Through experience, I've learned that successful day trading depends on a delicate interplay between the systems of the mind. The integrated trader must skillfully use the rational mind (System 2) to analyze the market, while also tuning into emotional intuition (System 1) to detect subtleties that logic alone might overlook. But this relationship is two-way. The rational mind must also be sharp enough to recognize when the emotional system is too disturbed or reactive, making its signals unreliable. Moreover, when System 1 becomes noisy or misaligned, it is often up to System 2 to intervene—to activate the internal mechanisms that help restore emotional equilibrium.

This requires awareness, discipline, and the conscious engagement of both systems working in harmony. I know this model oversimplifies the complexity of the mind. Human consciousness isn’t neatly divided into two boxes—it’s fluid, layered, and often contradictory. But in the heat of trading, you don’t need perfect theory—you need a practical map. The System 1/System 2 framework gives just enough structure to make sense of what’s happening inside, especially when pressure is high and clarity is scarce. It’s not about getting it scientifically right; it’s about having something real to work with in the moment. However, learning to trust your gut—or knowing when not to—requires more than a vague sense of intuition. The difference between a genuine signal and reactive noise is often subtle and only becomes clear through lived experience. When the emotional system is calm and the "screen" of your awareness is clear, System 1 can pick up on nuanced, non-verbal market cues that System 2 may overlook. But if your internal state is flooded with fear, frustration, or overexcitement, those same feelings distort the signal and turn insight into interference.

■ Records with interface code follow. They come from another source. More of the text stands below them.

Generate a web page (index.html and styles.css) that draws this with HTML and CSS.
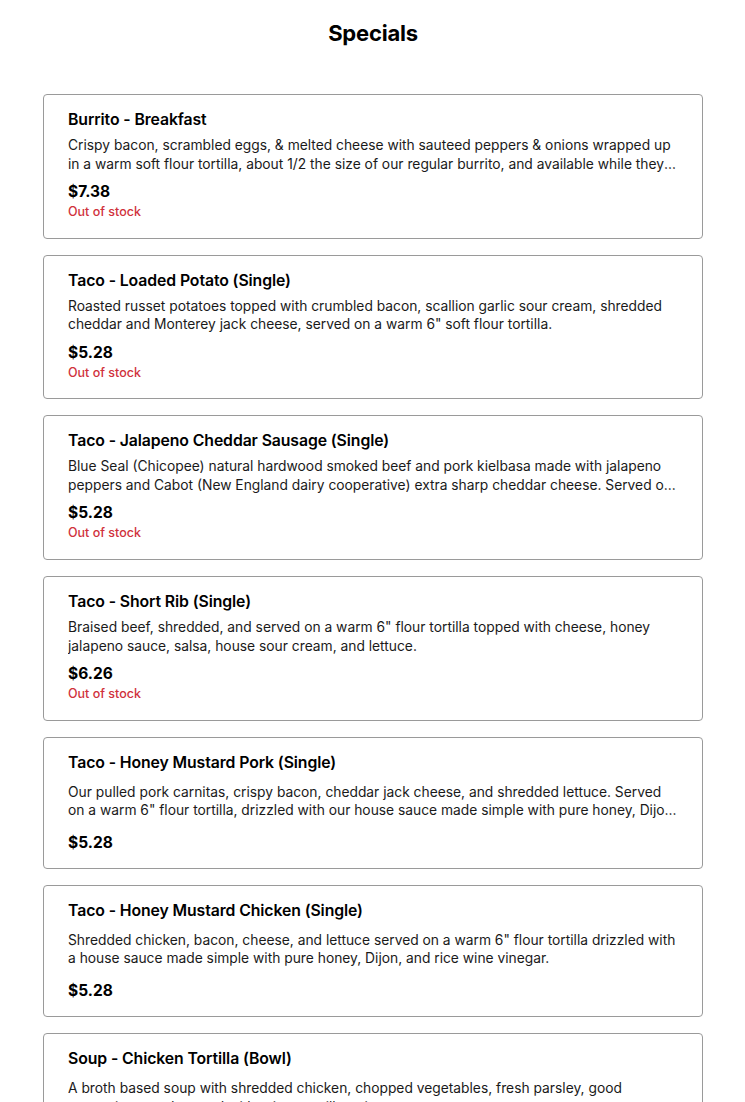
FILE: index.html
```html
<!DOCTYPE html>
<html lang="en">
<head>
<meta charset="utf-8">
<title>Specials</title>
<link rel="stylesheet" href="styles.css">
</head>
<body>
<main class="page">
  <h1 class="page-title">Specials</h1>
  <ul class="items">
    <li class="item item--oos">
      <h2 class="item-name">Burrito - Breakfast</h2>
      <p class="item-desc">Crispy bacon, scrambled eggs, &amp; melted cheese with sauteed peppers &amp; onions wrapped up in a warm soft flour tortilla, about 1/2 the size of our regular burrito, and available while they last each morning.</p>
      <div class="item-price">$7.38</div>
      <div class="item-stock">Out of stock</div>
    </li>
    <li class="item item--oos">
      <h2 class="item-name">Taco - Loaded Potato (Single)</h2>
      <p class="item-desc">Roasted russet potatoes topped with crumbled bacon, scallion garlic sour cream, shredded cheddar and Monterey jack cheese, served on a warm 6" soft flour tortilla.</p>
      <div class="item-price">$5.28</div>
      <div class="item-stock">Out of stock</div>
    </li>
    <li class="item item--oos">
      <h2 class="item-name">Taco - Jalapeno Cheddar Sausage (Single)</h2>
      <p class="item-desc">Blue Seal (Chicopee) natural hardwood smoked beef and pork kielbasa made with jalapeno peppers and Cabot (New England dairy cooperative) extra sharp cheddar cheese. Served on a warm 6" flour tortilla.</p>
      <div class="item-price">$5.28</div>
      <div class="item-stock">Out of stock</div>
    </li>
    <li class="item item--oos">
      <h2 class="item-name">Taco - Short Rib (Single)</h2>
      <p class="item-desc">Braised beef, shredded, and served on a warm 6" flour tortilla topped with cheese, honey jalapeno sauce, salsa, house sour cream, and lettuce.</p>
      <div class="item-price">$6.26</div>
      <div class="item-stock">Out of stock</div>
    </li>
    <li class="item">
      <h2 class="item-name">Taco - Honey Mustard Pork (Single)</h2>
      <p class="item-desc">Our pulled pork carnitas, crispy bacon, cheddar jack cheese, and shredded lettuce. Served on a warm 6" flour tortilla, drizzled with our house sauce made simple with pure honey, Dijon, and rice wine vinegar.</p>
      <div class="item-price">$5.28</div>
    </li>
    <li class="item">
      <h2 class="item-name">Taco - Honey Mustard Chicken (Single)</h2>
      <p class="item-desc">Shredded chicken, bacon, cheese, and lettuce served on a warm 6" flour tortilla drizzled with a house sauce made simple with pure honey, Dijon, and rice wine vinegar.</p>
      <div class="item-price">$5.28</div>
    </li>
    <li class="item">
      <h2 class="item-name">Soup - Chicken Tortilla (Bowl)</h2>
      <p class="item-desc">A broth based soup with shredded chicken, chopped vegetables, fresh parsley, good seasonings, and topped with crispy tortilla strips.</p>
      <div class="item-price">$7.50</div>
    </li>
  </ul>
</main>
</body>
</html>
```

FILE: styles.css
```css
* { box-sizing: border-box; }

html, body {
  margin: 0;
  padding: 0;
  background: #ffffff;
}

body {
  font-family: Inter, "Noto Sans", "Liberation Sans", sans-serif;
  color: #000000;
}

.page {
  padding: 19px 42px 0 43px;
}

.page-title {
  margin: 0 0 47px;
  font-size: 22px;
  line-height: 28px;
  font-weight: 700;
  text-align: center;
  letter-spacing: -0.2px;
}

.items {
  list-style: none;
  margin: 0;
  padding: 0;
  display: flex;
  flex-direction: column;
  gap: 16px;
}

.item {
  border: 1px solid #9a9a9a;
  border-radius: 4px;
  padding: 15px 24px 15.2px 24px;
  display: flex;
  flex-direction: column;
}

.item--oos {
  padding-bottom: 16.7px;
}

.item-name {
  margin: 0;
  font-size: 15.8px;
  line-height: 20px;
  font-weight: 600;
  letter-spacing: -0.1px;
}

.item-desc {
  margin: 10px 0 0;
  font-size: 13.8px;
  line-height: 18.5px;
  color: #1a1a1a;
  display: -webkit-box;
  -webkit-line-clamp: 2;
  -webkit-box-orient: vertical;
  overflow: hidden;
}

.item--oos .item-desc {
  margin-top: 6px;
}

.item-price {
  margin-top: 13px;
  font-size: 15.5px;
  line-height: 20px;
  font-weight: 700;
}

.item--oos .item-price {
  margin-top: 9px;
}

.item-stock {
  margin-top: 1px;
  font-size: 12.5px;
  line-height: 18px;
  font-weight: 500;
  color: #d0313c;
}
```
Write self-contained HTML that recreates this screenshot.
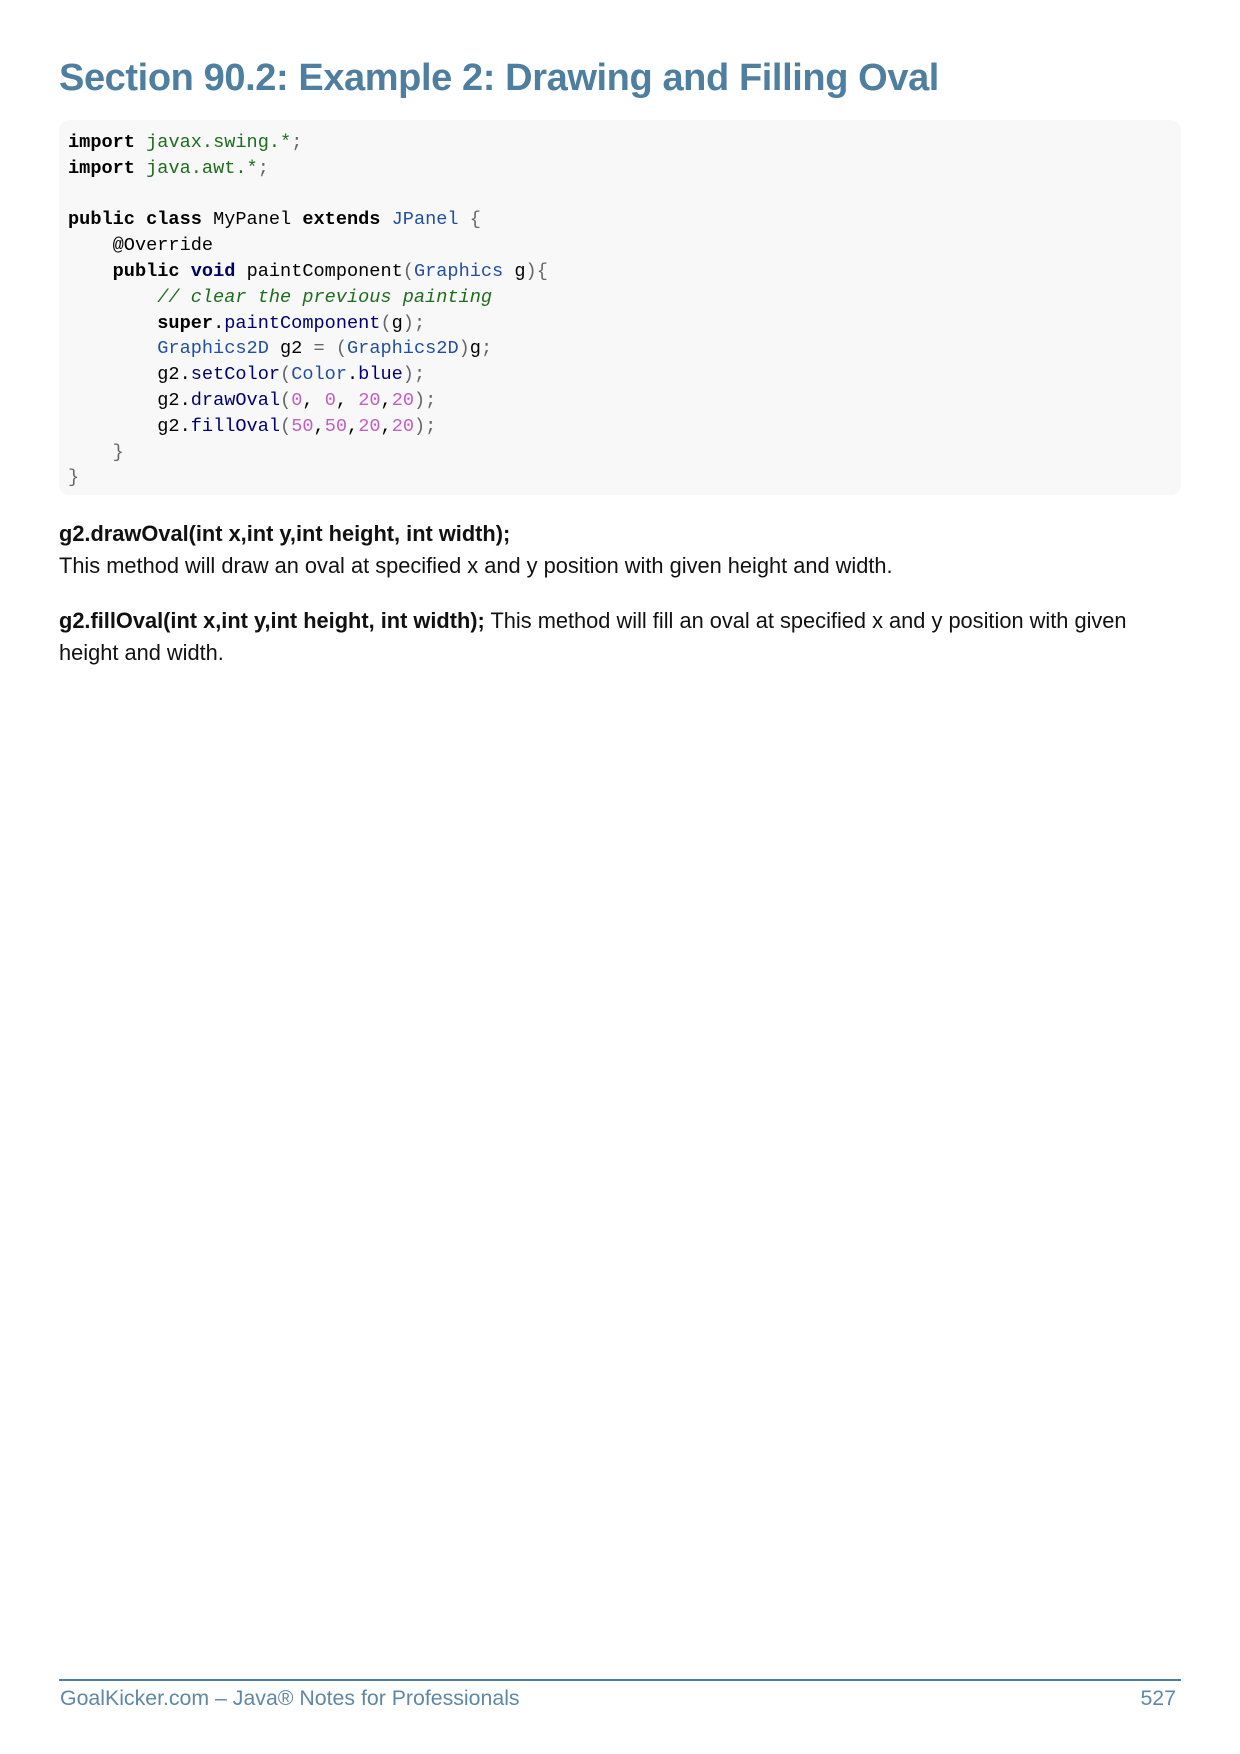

This is where the role of meta-awareness—what I call the Meta-mind—becomes critical. It's the part of your consciousness that can step back, observe both logic and emotion, and assess which internal voice is speaking and why. When you can notice the tone, origin, and weight of each thought or feeling, you develop the ability to respond rather than react. You create space to pause, reset, and re-engage with clarity. Both systems—rational and emotional—can be wrong.

System 1 may be fast but prone to overreaction. System 2 may be methodical but can suffer from doubt, rigidity, or narrative bias. The key isn't to silence either but to improve the intelligence of both. Emotional intuition grows sharper with screen time, trading reps, and exposure to real market conditions. Rational analysis strengthens through reflective journaling, structured self-dialogue, and internal conversations about your trades and decision-making patterns. At times, System 2 will need to override an impulsive gut call. At other times, it will need to yield to that intuitive whisper that something isn't right.

The integrated trader learns not only to balance these forces but to accept that friction between them is part of the process. It's not a sign of confusion, but of engagement. And when logic and intuition diverge? The answer, for me, is simple: when in doubt, stay out. Step back into observation mode. Ask: Who is speaking right now? What does this feeling mean? What is the quality of this thought?

Over time, tracking these inner dialogues helps you calibrate which internal voice tends to be right in which context—and that calibration becomes part of your edge. Ultimately, what we're aiming for isn't perfect balance—it's perfect tension. Like the strings of an instrument, if one system is too tight or too loose, the harmony is lost. But when both are tuned and held in dynamic equilibrium, trading becomes not just technical execution, but a form of intuitive performance.